I am joining Beth at the Best Hearts are Crunchy for Postcard Friendship Friday.

I hope you will join me for Sunday Stamps, which will open Saturday evening USA time.  Theme: birds.  Check this blog tomorrow.


Saturday, July 9, 2011

Sunday Stamps #26

I am back! Vacations are relaxing for everyone except Mom ( and often Dad) who still have to cook, clean, pack, drive and all that.  I am just back at home today.

I am left without any vintage US stamps and must 'borrow' images from the US Postal Service website.  According to the stamp web page, these se-tenant stamps were issued Dec. 1, 2010. 
"On December 1, 2010, in Washington, DC, the Postal Service™ issued a First–Class Mail® Lady Liberty/Flag Forever se-tenant pair (two designs) in a Roll of 100 stamps, designed by Terrence McCaffrey, USPS®.
The U.S. Postal Service® introduced two new First–Class Mail Forever® stamps featuring photographs of world–recognized symbols of the United States: the Statue of Liberty and the American flag. The photograph of Lady Liberty is by Raimund Linke and the U.S. Flag photograph is by Ron Watts.
The stamps were issued in a Roll format and known as Lady Liberty and U.S. Flag. Forever stamps are always equal in value to the current First–Class Mail 1–ounce rate."

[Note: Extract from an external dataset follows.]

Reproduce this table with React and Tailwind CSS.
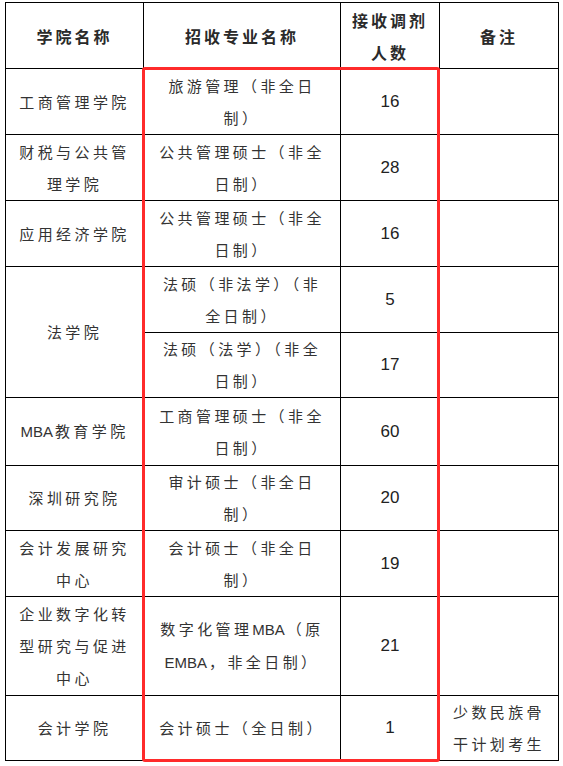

Ah, but there is a problem, which a keen-eyed fan noticed.  From the MSNBC news story:
"A stamp that was supposed to show the Statue of Liberty actually features a replica outside a Las Vegas casino, The New York Times reported Friday.
The United States Postal Service admitted the mistake but said it planned to stick with its Lady Liberty "Forever" stamp.

"We still love the stamp design and would have selected this photograph anyway," Roy Betts, a post office spokesman, told the Times.
However, he added the Post Office regretted the error and was "re-examining our processes to prevent this situation from happening in the future."
The Times said the image was taken from a photography service, but a "super-fan" of the statue spotted subtle differences and contacted Linn's Stamp News, which first ran the story."

I wonder what the moral of the story is?

Share with us your patriotic stamps from you country or any country.